How Many Deaths Can a Dictator Die?
Many Shiites and many Kurds in the Tigris and Euphrates valley have long known that the trial of Saddam Hussein had to end with the death penalty. It was not without good reason that both groups insisted on reinstating the death penalty, which the Americans had initially abolished. But how many deaths can a dictator die to atone for the crimes he has been found guilty of?
This was only the first of several trials in which Saddam was to be sentenced. This trial focused on the murder of 148 Shiites in Dujail. A second trial – dealing with the murder of several thousand Kurds during the "Anfal campaign" in the 1980s is underway, and more are scheduled to follow.
The bloody crushing of the Shiite uprising has not yet been dealt with, nor the background of the war against Iran and Kuwait, not to mention the persecution and murder of domestic political opponents.
But what exactly does the death sentence for the ex-dictator that was pronounced last Sunday mean? Will the sentence be carried out or will the other trials first be brought to a conclusion? These are questions that must first remain unanswered, although Minister President Nouri Maliki hastened to declare that Saddam would most likely be executed before the end of this year.
Concern for the rule of law
The head of the Iraqi government may be baffled by the reactions of other countries who have criticized the verdict. However, he and other Iraqi authorities would do well to take a look at these objections. They are not an expression of pity or even sympathy for the ex-dictator, but reflect widespread concern for the future of the rule of law in Iraq.
Apart from the fact that Europeans unanimously reject the death penalty – most of the critics agree that this trial has been pursued too boldly and singlemindedly in order to achieve one goal alone: the conviction and execution of Saddam Hussein.
Premature verdicts pronounced by politicians, political pressure on the tribunal, and inadequate protection of lawyers and witnesses are only a few examples of why the EU, Amnesty International and other human rights organizations have problems with the trial.

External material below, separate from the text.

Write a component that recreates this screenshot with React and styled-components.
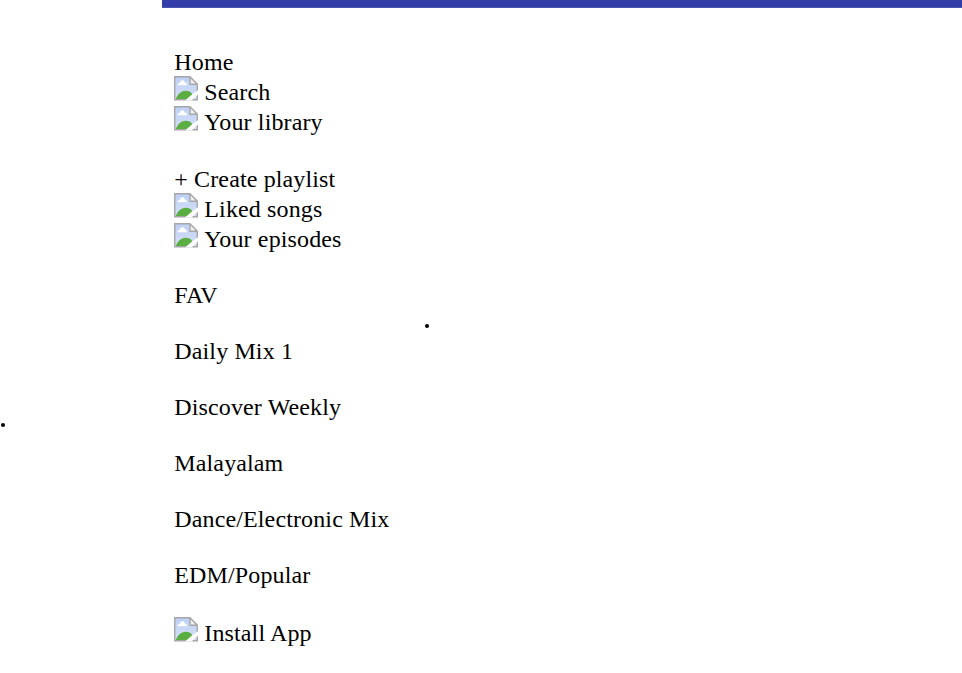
import React from "react";
import styled, { createGlobalStyle } from "styled-components";

const GlobalStyle = createGlobalStyle`
  body { margin: 0; background: #fff; overflow: hidden; }
`;

const Page = styled.div`
  position: relative;
  height: 673px;
  overflow: hidden;
  color: #000;
  font-family: "Liberation Serif", "Times New Roman", serif;
  font-size: 24px;
  letter-spacing: 0.13px;
`;

const Bar = styled.header`
  box-sizing: border-box;
  height: 8px;
  margin-left: 162px;
  background: #333ea8;
  border-bottom: 1px solid #4b55b2;
`;

const Panel = styled.main`
  margin-left: 162px;
  padding: 39px 0 0 12px;
`;

const Group = styled.nav`
  display: flex;
  flex-direction: column;
  margin-bottom: ${(p) => p.$gap}px;
`;

const Item = styled.div`
  display: flex;
  gap: 6.3px;
  height: ${(p) => p.$height || 30}px;
  line-height: 30px;
  padding-left: 0.3px;
  white-space: nowrap;
`;

const Icon = styled.svg`
  width: 24px;
  height: 24.5px;
  flex: none;
  margin: -1px 0 0 -0.3px;
`;

const Dot = styled.span`
  position: absolute;
  left: ${(p) => p.$x}px;
  top: ${(p) => p.$y}px;
  width: 4px;
  height: 4px;
  border-radius: 50%;
  background: #000;
`;

function ImageIcon() {
  return (
    <Icon viewBox="0 0 24 24" preserveAspectRatio="none">
      <defs>
        <linearGradient id="sky" x1="0" y1="0" x2="0" y2="1">
          <stop offset="0" stopColor="#bdd0f5" />
          <stop offset="1" stopColor="#d6e0f8" />
        </linearGradient>
      </defs>
      <path d="M0.75 0.75H16L23.25 8V23.25H0.75Z" fill="url(#sky)" />
      <path d="M3.5 9c0-1.5 1-2.5 2.5-2.5C6.5 3.5 10 3.5 10.5 6c1.5 0 2.5 1.3 2.5 3Z" fill="#fff" />
      <path d="M1.5 23.25C3.5 18 7 14.5 11.5 14.5c3 0 5.5 1 7 3.5L14 23.25Z" fill="#5aae42" />
      <path d="M16 0.75L23.25 8H16Z" fill="#f0f0f0" />
      <path d="M16 0.75H0.75V23.25H23.25V8L16 0.75V8H23.25" fill="none" stroke="#a6a6a6" strokeWidth="1.4" />
      <path d="M24 14L18 18L11 24H17.5L24 18Z" fill="#fff" />
    </Icon>
  );
}

const playlists = ["FAV", "Daily Mix 1", "Discover Weekly", "Malayalam", "Dance/Electronic Mix", "EDM/Popular"];

export default function App() {
  return (
    <Page>
      <GlobalStyle />
      <Bar />
      <Panel>
        <Group $gap={27}>
          <Item>Home</Item>
          <Item><ImageIcon />Search</Item>
          <Item><ImageIcon />Your library</Item>
        </Group>
        <Group $gap={26}>
          <Item>+ Create playlist</Item>
          <Item><ImageIcon />Liked songs</Item>
          <Item><ImageIcon />Your episodes</Item>
        </Group>
        <Group $gap={2}>
          {playlists.map((name) => <Item key={name} $height={56}>{name}</Item>)}
        </Group>
        <Item><ImageIcon />Install App</Item>
      </Panel>
      <Dot $x={1} $y={423} />
      <Dot $x={425} $y={324} />
    </Page>
  );
}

Also uncertain is what the verdict means for the security situation in Iraq. One could say: How much worse can it get? But the vague threat uttered by Saddam's defenders that a death sentence will "open the gates to hell" still resonates.
No truth and reconciliation mission
Now that the sentence had been pronounced we can – and should – stop and think about what such a trial means. A spontaneous answer is not clear: Washington and the Iraqi government want to show with the trial that Iraq is a state founded on the rule of law and that it is capable of dealing with the crimes of the Saddam regime.

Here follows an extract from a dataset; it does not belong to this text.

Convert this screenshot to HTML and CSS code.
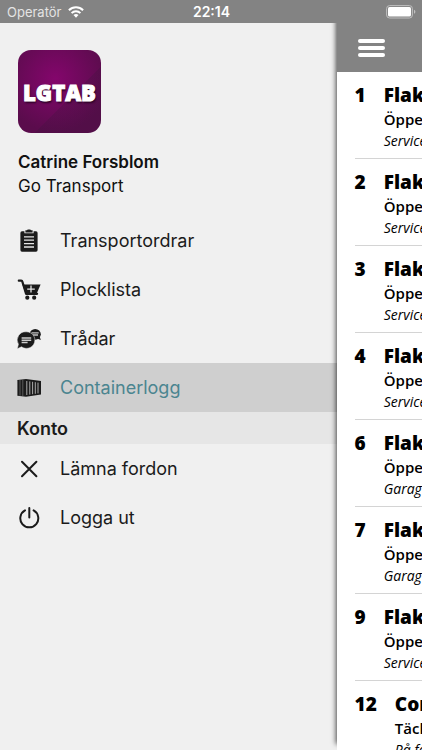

No victor's justice as in the Nuremberg Trials, no International Criminal Tribunal as in the case of the former Yugoslavia. And no referral to the International Criminal Court. But also no Truth and Reconciliation Commission as in South Africa.
The trial was first and foremost supposed to prepare the grounds for a national reconciliation, but exactly this is not happening. On the contrary, the supporters of Saddam are now escalating the conflict. At least for the time being.

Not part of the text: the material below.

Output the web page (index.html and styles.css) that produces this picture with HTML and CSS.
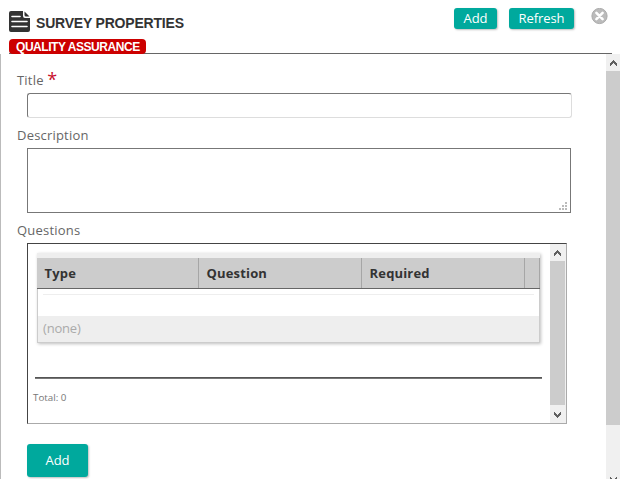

For they must see more clearly than ever before that the period of their supremacy is over. They will regard Saddam as a martyr who until the very end could disseminate around the world his absurd arguments from the courtroom.
After the verdict one can't help thinking a dangerous thought: That it would probably have been better if Saddam had not been caught alive. Then perhaps people would talk about him as little today as they do about his sons. Saddam would already be history.
A dangerous thought, because it contradicts every concept of the rule of law. But the course of everyday life proves every day that Iraq is far removed from a constitutional state. And the verdict in Saddam's trial will not bring the country closer to this ideal.